- Interactive map of Randheer Khokhran
- Coordinates: 32°39′19″N 74°23′35″E﻿ / ﻿32.65528°N 74.39306°E
- Country: Pakistan
- Province: Punjab
- District: Gujrat

= Randhir Khokharan =

Randheer Khokhran is a village in Gujrat District, Punjab, Pakistan, Randhir Khokhran is situated near the villages Shakar Kot and Shampur Khokhran.
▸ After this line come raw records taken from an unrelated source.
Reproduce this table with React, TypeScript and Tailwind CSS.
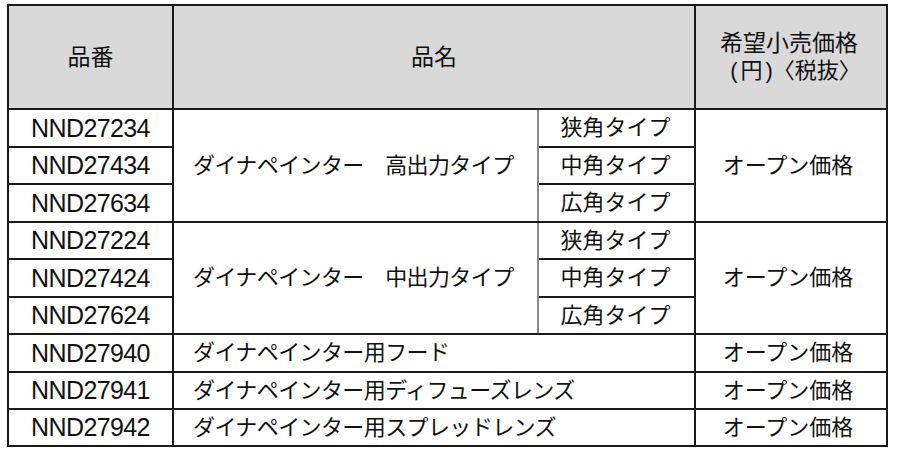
import React from "react";

const B = "border-2 border-[#1a1a1a]";
const G = "border-l-[#8a8a8a]";
const GR = "border-r-[#8a8a8a]";
const IN = "border-t-[#4a4a4a]";

type Group = { name: string; items: [string, string][] };

const groups: Group[] = [
  {
    name: "ダイナペインター　高出力タイプ",
    items: [
      ["NND27234", "狭角タイプ"],
      ["NND27434", "中角タイプ"],
      ["NND27634", "広角タイプ"],
    ],
  },
  {
    name: "ダイナペインター　中出力タイプ",
    items: [
      ["NND27224", "狭角タイプ"],
      ["NND27424", "中角タイプ"],
      ["NND27624", "広角タイプ"],
    ],
  },
];

const singles: [string, string][] = [
  ["NND27940", "ダイナペインター用フード"],
  ["NND27941", "ダイナペインター用ディフューズレンズ"],
  ["NND27942", "ダイナペインター用スプレッドレンズ"],
];

const heights = ["h-[38px]", "h-[37px]", "h-[38px]", "h-[37px]", "h-[38px]", "h-[37px]", "h-[38px]", "h-[37px]", "h-[37px]"];

export default function App() {
  let r = 0;
  const code = "text-[25px] tracking-[-0.6px] text-center text-[#111]";
  const jp = "text-[22px] text-[#111]";
  const hd = "text-[23px] text-[#111] font-normal text-center";
  const name = "text-[22px] text-[#111] text-left pl-[19px] tracking-[-0.6px]";
  return (
    <div className="w-[900px] h-[458px] bg-white pl-[7px] pt-[4px] font-['Liberation_Sans','Noto_Sans_CJK_JP',sans-serif] leading-none">
      <table className="border-collapse table-fixed w-[879px]">
        <colgroup>
          <col className="w-[165px]" />
          <col className="w-[365px]" />
          <col className="w-[157px]" />
          <col className="w-[192px]" />
        </colgroup>
        <thead>
          <tr className="h-[104px] bg-[#d9d9d9]">
            <th className={`${B} ${hd}`}>品番</th>
            <th colSpan={2} className={`${B} ${hd}`}>品名</th>
            <th className={`${B} ${hd} leading-[28px]`}>
              <div className="pr-[4px]">希望小売価格</div>
              <div className="pl-[6px] flex justify-center items-center text-[22px]">
                <span className="px-[3px]">(</span>
                <span>円</span>
                <span className="pl-[3px]">)</span>
                <span>〈</span>
                <span>税抜</span>
                <span>〉</span>
              </div>
            </th>
          </tr>
        </thead>
        <tbody>
          {groups.map((g) =>
            g.items.map(([c, t], i) => {
              const h = heights[r++];
              return (
                <tr key={c} className={h}>
                  <td className={`${B} ${i > 0 ? IN : ""} ${code}`}>{c}</td>
                  {i === 0 && (
                    <td rowSpan={3} className={`${B} ${GR} ${name}`}>
                      {g.name}
                    </td>
                  )}
                  <td className={`${B} ${G} ${i > 0 ? IN : ""} ${jp} text-center pr-[2px]`}>{t}</td>
                  {i === 0 && (
                    <td rowSpan={3} className={`${B} ${jp} text-center pr-[6px]`}>
                      オープン価格
                    </td>
                  )}
                </tr>
              );
            })
          )}
          {singles.map(([c, t]) => {
            const h = heights[r++];
            return (
              <tr key={c} className={h}>
                <td className={`${B} ${code}`}>{c}</td>
                <td colSpan={2} className={`${B} ${name}`}>{t}</td>
                <td className={`${B} ${jp} text-center pr-[6px]`}>オープン価格</td>
              </tr>
            );
          })}
        </tbody>
      </table>
    </div>
  );
}
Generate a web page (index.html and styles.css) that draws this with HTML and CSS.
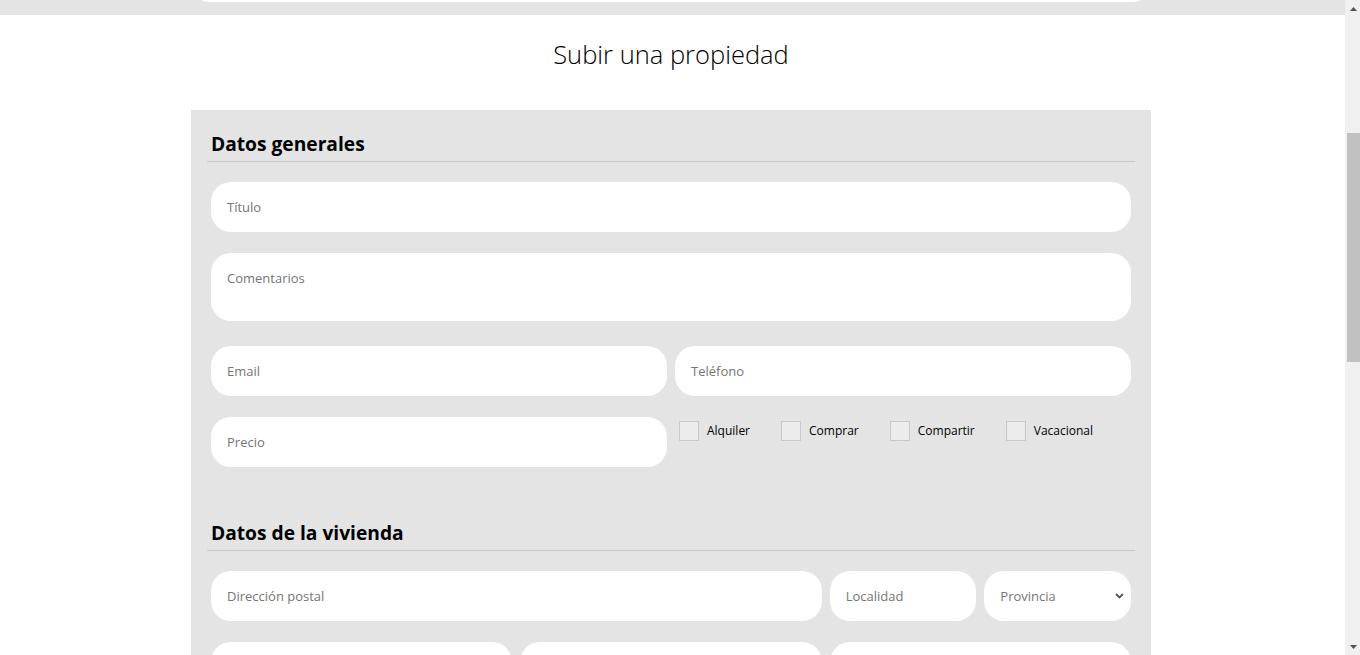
FILE: index.html
```html
<!DOCTYPE html>
<html lang="es">
<head>
<meta charset="utf-8">
<title>Subir una propiedad</title>
<link rel="stylesheet" href="styles.css">
</head>
<body>
<div class="topstrip"><div class="searchbox"></div></div>
<main class="page">
  <h1 class="page-title">Subir una propiedad</h1>
  <form class="panel">
    <h2 class="section-title">Datos generales</h2>
    <input class="field" type="text" placeholder="Título">
    <textarea class="field area" placeholder="Comentarios"></textarea>
    <div class="row two">
      <input class="field" type="text" placeholder="Email">
      <input class="field" type="text" placeholder="Teléfono">
    </div>
    <div class="row two">
      <input class="field" type="text" placeholder="Precio">
      <div class="checks">
        <label class="check"><span class="box"></span>Alquiler</label>
        <label class="check"><span class="box"></span>Comprar</label>
        <label class="check"><span class="box"></span>Compartir</label>
        <label class="check"><span class="box"></span>Vacacional</label>
      </div>
    </div>
    <h2 class="section-title second">Datos de la vivienda</h2>
    <div class="row three">
      <input class="field span2" type="text" placeholder="Dirección postal">
      <div class="pair">
        <input class="field" type="text" placeholder="Localidad">
        <div class="select-wrap">
          <select class="field select"><option>Provincia</option></select>
          <svg class="chev" width="9" height="6" viewBox="0 0 9 6"><path d="M1 1 L4.5 4.5 L8 1" fill="none" stroke="#555" stroke-width="1.8"/></svg>
        </div>
      </div>
    </div>
    <div class="row three">
      <input class="field" type="text" placeholder="Metros">
      <input class="field" type="text" placeholder="Habitaciones">
      <input class="field" type="text" placeholder="Baños">
    </div>
    <div class="row three">
      <input class="field" type="text" placeholder="Planta">
      <input class="field" type="text" placeholder="Año">
      <input class="field" type="text" placeholder="Estado">
    </div>
  </form>
</main>
<aside class="scrollbar" aria-hidden="true">
  <div class="sb-btn"><svg width="7" height="4" viewBox="0 0 7 4"><path d="M0 4 L3.5 0 L7 4 Z" fill="#505050"/></svg></div>
  <div class="sb-track"><div class="sb-thumb"></div></div>
  <div class="sb-btn"><svg width="7" height="4" viewBox="0 0 7 4"><path d="M0 0 L3.5 4 L7 0 Z" fill="#505050"/></svg></div>
</aside>
</body>
</html>
```
FILE: styles.css
```css
* { box-sizing: border-box; }
body {
  margin: 0;
  background: #ffffff;
  font-family: "Open Sans", "Liberation Sans", sans-serif;
  color: #000;
  padding-right: 15px;
}
.topstrip {
  height: 15px;
  background: #e4e4e4;
  overflow: hidden;
  display: flex;
  justify-content: center;
  padding-right: 3px;
}
.searchbox {
  width: 950px;
  height: 30px;
  margin-top: -28px;
  background: #fff;
  border-radius: 12px;
}
.page {
  padding-right: 3px;
}
.page-title {
  margin: 20px 0 37px;
  font-size: 25.5px;
  font-weight: 300;
  line-height: 38px;
  text-align: center;
  color: #000;
}
.panel {
  width: 960px;
  margin: 0 auto;
  background: #e4e4e4;
  padding: 20px 20px 40px;
}
.section-title {
  margin: 0 -4px 20px;
  padding: 0 4px 4px;
  font-size: 19.2px;
  font-weight: 700;
  line-height: 27px;
  border-bottom: 1px solid #c9c9c9;
}
.section-title.second { margin-top: 52px; }
.field {
  display: block;
  width: 100%;
  height: 50px;
  border: none;
  border-radius: 20px;
  background: #fff;
  padding: 0 16px;
  font-family: "Open Sans", "Liberation Sans", sans-serif;
  font-size: 13px;
  color: #333;
  outline: none;
  margin: 0;
}
.field::placeholder { color: #757575; }
.area {
  height: 68px;
  padding: 16px;
  resize: none;
  margin-top: 21px;
  margin-bottom: 25px;
}
.row {
  display: grid;
  gap: 8px;
  margin-bottom: 21px;
}
.row.two { grid-template-columns: 1fr 1fr; }
.row.three { grid-template-columns: 1fr 1fr 1fr; }
.span2 { grid-column: span 2; }
.pair {
  display: grid;
  grid-template-columns: 1fr 1fr;
  gap: 8px;
}
.select-wrap { position: relative; }
.select {
  appearance: none;
  -webkit-appearance: none;
  color: #757575;
  padding-right: 24px;
}
.chev {
  position: absolute;
  right: 7px;
  top: 22px;
  pointer-events: none;
}
.checks {
  display: flex;
  align-items: flex-start;
  gap: 31px;
  padding: 4px 0 0 4px;
}
.check {
  display: flex;
  align-items: center;
  gap: 8px;
  font-size: 12px;
  line-height: 18px;
  color: #000;
}
.check .box {
  width: 20px;
  height: 20px;
  background: #ececec;
  border: 1px solid #c8c8c8;
}
.scrollbar {
  position: fixed;
  top: 0;
  right: 0;
  width: 15px;
  height: 100vh;
  background: #f0f0f0;
  display: flex;
  flex-direction: column;
}
.sb-btn {
  height: 17px;
  display: flex;
  align-items: center;
  justify-content: center;
  padding-left: 1px;
}
.sb-track {
  flex: 1;
  padding-top: 116px;
  padding-left: 2px;
}
.sb-thumb {
  height: 229px;
  background: #c1c1c1;
}
```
The residents are mostly farmers, many works in bigger cities and some have gone abroad for employment. A great number of young people also joins Pakistan armed forces and Punjab Police.

==Basic amenities==

There are a few private and public schools in the village. Two public schools are the Government primary school for boys and Govt girls school, in addition to two private schools. The village has electricity, natural gas, and telephone services. The nearest healthcare facility is a Rural Health Centre, about 2 miles away.

==Transport==
Daily bus and van services run between Head Marala, Tanda, Sialkot, and Gujrat. The road is metalled.
The nearest airport is Sialkot International Airport.

==Local council==
Village falls under Marilocal union council and local body that represents the local 10 or more villages. Members are elected every four years (legally but last local body elections held were decades ago). Elected members of the Union council of Mari then elect the Nazim/chairman.